What is the exoplanet radius valley and how does escape create it?

Kepler data revealed a deficit of close-in planets with radii near 1.8 Earth radii, splitting the population into rocky super-Earths (around 1.3 R⊕) and gas-enveloped sub-Neptunes (around 2.4 R⊕). Photoevaporation explains it naturally: planets that started with a thin hydrogen-helium envelope on top of a rocky core are either stripped completely to bare rock (landing on the lower peak) or retain enough envelope to stay puffy (the upper peak). Planets with intermediate envelopes are unstable — losing a little gas shrinks the planet, raising its density and making the remaining envelope easier to keep, so the valley is rapidly evacuated. Core-powered mass loss, driven by the cooling luminosity of the rocky core itself, predicts a very similar valley, and disentangling the two is an active research question.

Can we actually observe an exoplanet losing its atmosphere?
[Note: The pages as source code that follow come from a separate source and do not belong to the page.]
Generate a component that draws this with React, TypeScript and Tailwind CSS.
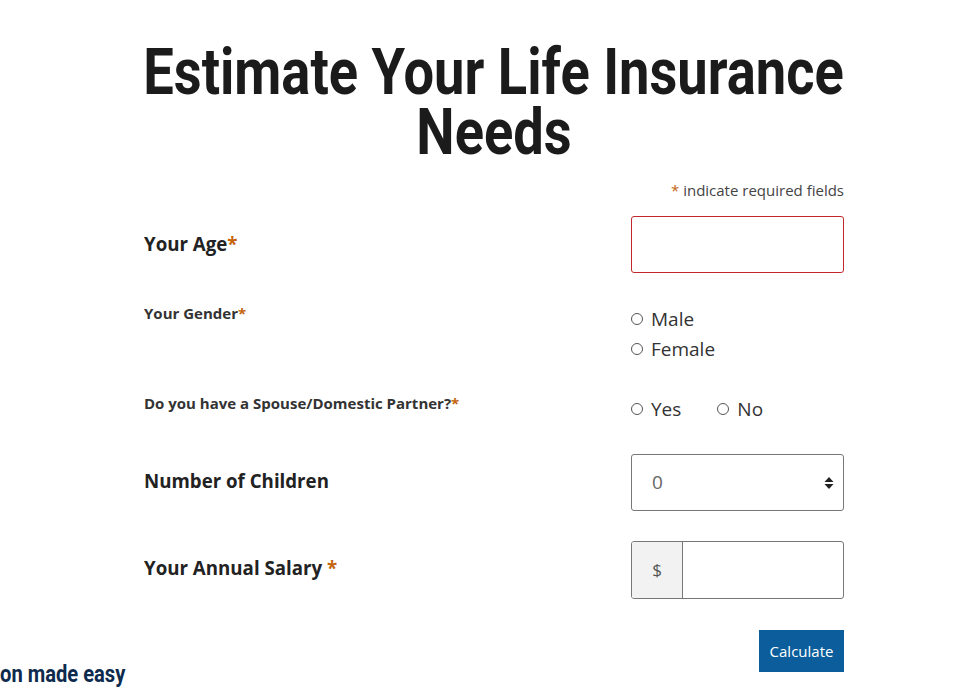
const req = "text-[#c4650e]";

function Radio({ label }: { label: string }) {
  return (
    <label className="flex items-center gap-[8px] text-[19px] leading-[30px] text-[#333]">
      <span className="block size-[12px] rounded-full border border-[#555] bg-white" />
      {label}
    </label>
  );
}

export default function App() {
  return (
    <div className="relative h-[690px] w-[977px] overflow-hidden bg-white font-['Open_Sans',sans-serif]">
      <div className="ml-[144px] w-[700px] pt-[42px]">
        <h1 className="flex flex-col items-center font-['Roboto',sans-serif] text-[65px] font-bold leading-[60px] text-[#1b1b1b]">
          <span className="inline-block origin-center scale-x-[0.835] whitespace-nowrap">
            Estimate Your Life Insurance
          </span>
          <span className="inline-block origin-center scale-x-[0.835] whitespace-nowrap">Needs</span>
        </h1>
        <p className="mt-[18px] text-right text-[15px] leading-[20px] text-[#444]">
          <span className={req}>*</span> indicate required fields
        </p>

        <div className="mt-[16px] flex items-center justify-between">
          <div className="text-[18.7px] font-bold text-[#222]">
            Your Age<span className={req}>*</span>
          </div>
          <input className="h-[57px] w-[213px] rounded-[3px] border border-[#c1272d] px-3 outline-none" />
        </div>

        <div className="mt-[26px] flex justify-between">
          <div className="text-[15px] font-bold leading-[28px] text-[#333]">
            Your Gender<span className={req}>*</span>
          </div>
          <div className="w-[213px] pt-[5px]">
            <Radio label="Male" />
            <Radio label="Female" />
          </div>
        </div>

        <div className="mt-[25px] flex justify-between">
          <div className="text-[15px] font-bold leading-[28px] text-[#333]">
            Do you have a Spouse/Domestic Partner?<span className={req}>*</span>
          </div>
          <div className="flex w-[213px] gap-[36px] pt-[5px]">
            <Radio label="Yes" />
            <Radio label="No" />
          </div>
        </div>

        <div className="mt-[30px] flex items-center justify-between">
          <div className="pb-[2px] text-[18.7px] font-bold text-[#222]">Number of Children</div>
          <div className="flex h-[57px] w-[213px] items-center justify-between rounded-[3px] border border-[#777] pl-[20px] pr-[9px] text-[19px] text-[#666]">
            <span>0</span>
            <svg width="10" height="14" viewBox="0 0 10 14">
              <path d="M5 1 L9.5 6 H0.5 Z" fill="#222" />
              <path d="M5 13 L9.5 8 H0.5 Z" fill="#222" />
            </svg>
          </div>
        </div>

        <div className="mt-[30px] flex items-center justify-between">
          <div className="pb-[3px] text-[18.7px] font-bold text-[#222]">
            Your Annual Salary <span className={req}>*</span>
          </div>
          <div className="flex h-[58px] w-[213px] overflow-hidden rounded-[3px] border border-[#777]">
            <div className="flex w-[51px] items-center justify-center border-r border-[#777] bg-[#f2f2f2] text-[17px] text-[#555]">
              $
            </div>
            <input className="min-w-0 flex-1 px-3 outline-none" />
          </div>
        </div>

        <div className="mt-[31px] flex justify-end">
          <button className="h-[42px] w-[85px] bg-[#0b5e9b] text-[15px] text-white">Calculate</button>
        </div>
      </div>
      <div className="absolute bottom-[2px] left-0 origin-left scale-x-[0.84] font-['Roboto',sans-serif] text-[24px] font-bold leading-[28px] text-[#0e2a4d]">
        on made easy
      </div>
    </div>
  );
}
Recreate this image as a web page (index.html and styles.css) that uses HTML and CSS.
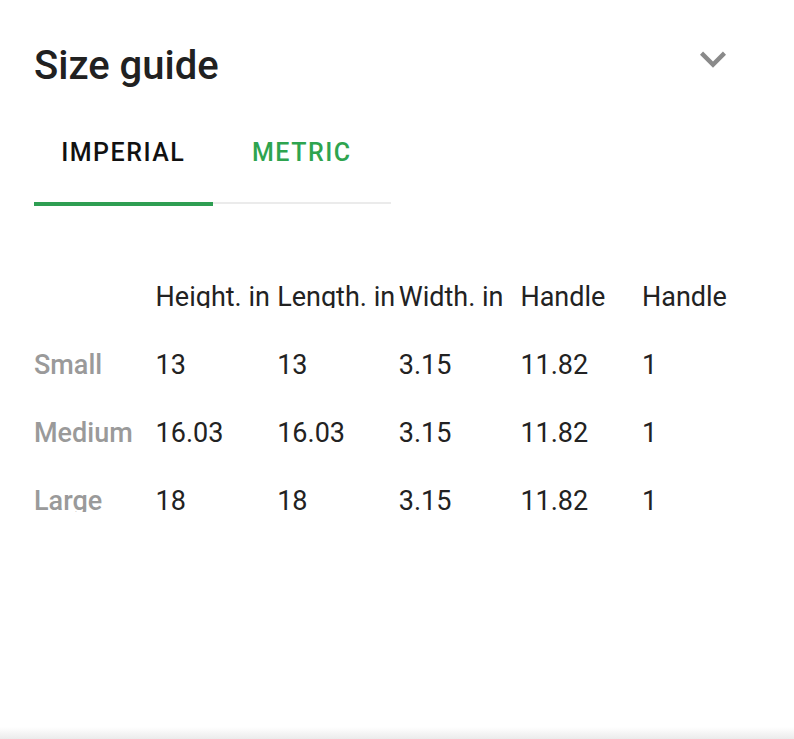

Yes. During transit, an extended escaping atmosphere absorbs starlight in specific lines, deepening and broadening the transit at those wavelengths. The hot Jupiter HD 209458b showed a Lyman-α (hydrogen) transit depth of about 15 percent versus 1.5 percent in visible light, implying a hydrogen cloud larger than the planet's Roche lobe — the first detected escaping atmosphere (2003). The metastable helium 10830 Å triplet, observable from the ground, now routinely traces escaping winds; WASP-107b shows a comet-like helium tail. Transit-timing and spectroscopy of evaporating sub-Neptunes such as GJ 436b reveal enormous neutral-hydrogen comae trailing the planet across the disk of its star.